# Exercise description
In full and without alteration, give the listing again.

── Material

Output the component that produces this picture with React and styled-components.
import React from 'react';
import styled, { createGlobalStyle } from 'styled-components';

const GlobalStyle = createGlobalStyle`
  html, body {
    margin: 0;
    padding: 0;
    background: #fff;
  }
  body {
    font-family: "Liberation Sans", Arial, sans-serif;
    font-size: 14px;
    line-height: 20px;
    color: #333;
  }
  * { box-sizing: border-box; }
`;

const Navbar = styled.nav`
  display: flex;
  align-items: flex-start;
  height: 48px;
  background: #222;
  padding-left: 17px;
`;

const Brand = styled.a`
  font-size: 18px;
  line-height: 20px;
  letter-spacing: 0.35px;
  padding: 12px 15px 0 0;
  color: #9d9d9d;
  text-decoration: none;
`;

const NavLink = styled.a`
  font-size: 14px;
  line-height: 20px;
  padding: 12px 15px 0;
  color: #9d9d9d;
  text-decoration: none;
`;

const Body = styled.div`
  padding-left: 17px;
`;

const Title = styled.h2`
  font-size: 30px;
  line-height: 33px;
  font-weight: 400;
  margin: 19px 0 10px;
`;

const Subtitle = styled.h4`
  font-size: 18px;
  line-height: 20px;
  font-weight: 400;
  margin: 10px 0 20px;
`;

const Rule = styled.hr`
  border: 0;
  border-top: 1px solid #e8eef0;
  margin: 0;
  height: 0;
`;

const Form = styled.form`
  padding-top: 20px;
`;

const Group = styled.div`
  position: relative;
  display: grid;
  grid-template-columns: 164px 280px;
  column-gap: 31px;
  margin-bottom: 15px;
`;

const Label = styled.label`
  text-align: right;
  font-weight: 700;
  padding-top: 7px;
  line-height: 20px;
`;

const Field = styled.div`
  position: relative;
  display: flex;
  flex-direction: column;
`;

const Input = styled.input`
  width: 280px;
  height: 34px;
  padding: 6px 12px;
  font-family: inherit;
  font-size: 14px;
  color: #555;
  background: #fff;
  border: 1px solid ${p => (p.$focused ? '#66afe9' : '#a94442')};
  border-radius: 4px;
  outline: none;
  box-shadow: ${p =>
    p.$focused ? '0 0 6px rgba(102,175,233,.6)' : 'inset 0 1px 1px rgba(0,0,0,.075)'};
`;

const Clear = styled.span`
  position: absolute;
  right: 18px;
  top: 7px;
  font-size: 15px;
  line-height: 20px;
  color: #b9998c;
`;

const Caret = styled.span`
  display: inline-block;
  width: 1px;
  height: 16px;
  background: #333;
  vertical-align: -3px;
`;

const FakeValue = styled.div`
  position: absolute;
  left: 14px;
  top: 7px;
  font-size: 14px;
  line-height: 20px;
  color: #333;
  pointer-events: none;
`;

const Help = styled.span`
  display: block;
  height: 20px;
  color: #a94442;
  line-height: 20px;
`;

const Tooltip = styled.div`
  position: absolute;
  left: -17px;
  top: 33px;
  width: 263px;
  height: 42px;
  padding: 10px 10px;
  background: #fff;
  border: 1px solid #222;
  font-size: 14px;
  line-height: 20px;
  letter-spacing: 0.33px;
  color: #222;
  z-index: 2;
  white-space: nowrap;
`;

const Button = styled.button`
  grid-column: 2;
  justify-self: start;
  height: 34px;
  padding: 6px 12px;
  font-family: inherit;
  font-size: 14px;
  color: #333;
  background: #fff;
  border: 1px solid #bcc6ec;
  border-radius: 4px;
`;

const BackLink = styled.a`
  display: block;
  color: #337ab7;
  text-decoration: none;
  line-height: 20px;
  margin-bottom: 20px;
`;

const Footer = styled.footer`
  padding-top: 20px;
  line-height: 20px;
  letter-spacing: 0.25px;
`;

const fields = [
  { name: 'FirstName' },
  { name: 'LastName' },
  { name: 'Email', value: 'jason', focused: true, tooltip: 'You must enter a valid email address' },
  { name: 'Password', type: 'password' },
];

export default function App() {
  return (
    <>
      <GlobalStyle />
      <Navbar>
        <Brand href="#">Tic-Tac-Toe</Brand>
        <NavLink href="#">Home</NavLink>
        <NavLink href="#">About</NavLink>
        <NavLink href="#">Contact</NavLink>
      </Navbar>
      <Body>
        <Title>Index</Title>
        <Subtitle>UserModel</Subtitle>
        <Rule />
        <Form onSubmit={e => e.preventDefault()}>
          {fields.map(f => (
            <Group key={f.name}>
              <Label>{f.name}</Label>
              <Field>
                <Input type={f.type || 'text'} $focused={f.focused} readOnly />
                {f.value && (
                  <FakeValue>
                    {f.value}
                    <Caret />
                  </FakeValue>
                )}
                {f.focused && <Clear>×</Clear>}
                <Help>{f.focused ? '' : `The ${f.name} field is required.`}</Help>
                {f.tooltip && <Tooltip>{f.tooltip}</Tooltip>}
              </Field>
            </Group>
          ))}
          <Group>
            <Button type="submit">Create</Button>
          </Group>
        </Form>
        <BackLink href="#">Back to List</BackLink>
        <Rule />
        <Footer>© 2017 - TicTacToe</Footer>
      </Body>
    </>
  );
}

────

# Correct response
Output the component that produces this picture with React and styled-components.
import React from 'react';
import styled, { createGlobalStyle } from 'styled-components';

const GlobalStyle = createGlobalStyle`
  html, body {
    margin: 0;
    padding: 0;
    background: #fff;
  }
  body {
    font-family: "Liberation Sans", Arial, sans-serif;
    font-size: 14px;
    line-height: 20px;
    color: #333;
  }
  * { box-sizing: border-box; }
`;

const Navbar = styled.nav`
  display: flex;
  align-items: flex-start;
  height: 48px;
  background: #222;
  padding-left: 17px;
`;

const Brand = styled.a`
  font-size: 18px;
  line-height: 20px;
  letter-spacing: 0.35px;
  padding: 12px 15px 0 0;
  color: #9d9d9d;
  text-decoration: none;
`;

const NavLink = styled.a`
  font-size: 14px;
  line-height: 20px;
  padding: 12px 15px 0;
  color: #9d9d9d;
  text-decoration: none;
`;

const Body = styled.div`
  padding-left: 17px;
`;

const Title = styled.h2`
  font-size: 30px;
  line-height: 33px;
  font-weight: 400;
  margin: 19px 0 10px;
`;

const Subtitle = styled.h4`
  font-size: 18px;
  line-height: 20px;
  font-weight: 400;
  margin: 10px 0 20px;
`;

const Rule = styled.hr`
  border: 0;
  border-top: 1px solid #e8eef0;
  margin: 0;
  height: 0;
`;

const Form = styled.form`
  padding-top: 20px;
`;

const Group = styled.div`
  position: relative;
  display: grid;
  grid-template-columns: 164px 280px;
  column-gap: 31px;
  margin-bottom: 15px;
`;

const Label = styled.label`
  text-align: right;
  font-weight: 700;
  padding-top: 7px;
  line-height: 20px;
`;

const Field = styled.div`
  position: relative;
  display: flex;
  flex-direction: column;
`;

const Input = styled.input`
  width: 280px;
  height: 34px;
  padding: 6px 12px;
  font-family: inherit;
  font-size: 14px;
  color: #555;
  background: #fff;
  border: 1px solid ${p => (p.$focused ? '#66afe9' : '#a94442')};
  border-radius: 4px;
  outline: none;
  box-shadow: ${p =>
    p.$focused ? '0 0 6px rgba(102,175,233,.6)' : 'inset 0 1px 1px rgba(0,0,0,.075)'};
`;

const Clear = styled.span`
  position: absolute;
  right: 18px;
  top: 7px;
  font-size: 15px;
  line-height: 20px;
  color: #b9998c;
`;

const Caret = styled.span`
  display: inline-block;
  width: 1px;
  height: 16px;
  background: #333;
  vertical-align: -3px;
`;

const FakeValue = styled.div`
  position: absolute;
  left: 14px;
  top: 7px;
  font-size: 14px;
  line-height: 20px;
  color: #333;
  pointer-events: none;
`;

const Help = styled.span`
  display: block;
  height: 20px;
  color: #a94442;
  line-height: 20px;
`;

const Tooltip = styled.div`
  position: absolute;
  left: -17px;
  top: 33px;
  width: 263px;
  height: 42px;
  padding: 10px 10px;
  background: #fff;
  border: 1px solid #222;
  font-size: 14px;
  line-height: 20px;
  letter-spacing: 0.33px;
  color: #222;
  z-index: 2;
  white-space: nowrap;
`;

const Button = styled.button`
  grid-column: 2;
  justify-self: start;
  height: 34px;
  padding: 6px 12px;
  font-family: inherit;
  font-size: 14px;
  color: #333;
  background: #fff;
  border: 1px solid #bcc6ec;
  border-radius: 4px;
`;

const BackLink = styled.a`
  display: block;
  color: #337ab7;
  text-decoration: none;
  line-height: 20px;
  margin-bottom: 20px;
`;

const Footer = styled.footer`
  padding-top: 20px;
  line-height: 20px;
  letter-spacing: 0.25px;
`;

const fields = [
  { name: 'FirstName' },
  { name: 'LastName' },
  { name: 'Email', value: 'jason', focused: true, tooltip: 'You must enter a valid email address' },
  { name: 'Password', type: 'password' },
];

export default function App() {
  return (
    <>
      <GlobalStyle />
      <Navbar>
        <Brand href="#">Tic-Tac-Toe</Brand>
        <NavLink href="#">Home</NavLink>
        <NavLink href="#">About</NavLink>
        <NavLink href="#">Contact</NavLink>
      </Navbar>
      <Body>
        <Title>Index</Title>
        <Subtitle>UserModel</Subtitle>
        <Rule />
        <Form onSubmit={e => e.preventDefault()}>
          {fields.map(f => (
            <Group key={f.name}>
              <Label>{f.name}</Label>
              <Field>
                <Input type={f.type || 'text'} $focused={f.focused} readOnly />
                {f.value && (
                  <FakeValue>
                    {f.value}
                    <Caret />
                  </FakeValue>
                )}
                {f.focused && <Clear>×</Clear>}
                <Help>{f.focused ? '' : `The ${f.name} field is required.`}</Help>
                {f.tooltip && <Tooltip>{f.tooltip}</Tooltip>}
              </Field>
            </Group>
          ))}
          <Group>
            <Button type="submit">Create</Button>
          </Group>
        </Form>
        <BackLink href="#">Back to List</BackLink>
        <Rule />
        <Footer>© 2017 - TicTacToe</Footer>
      </Body>
    </>
  );
}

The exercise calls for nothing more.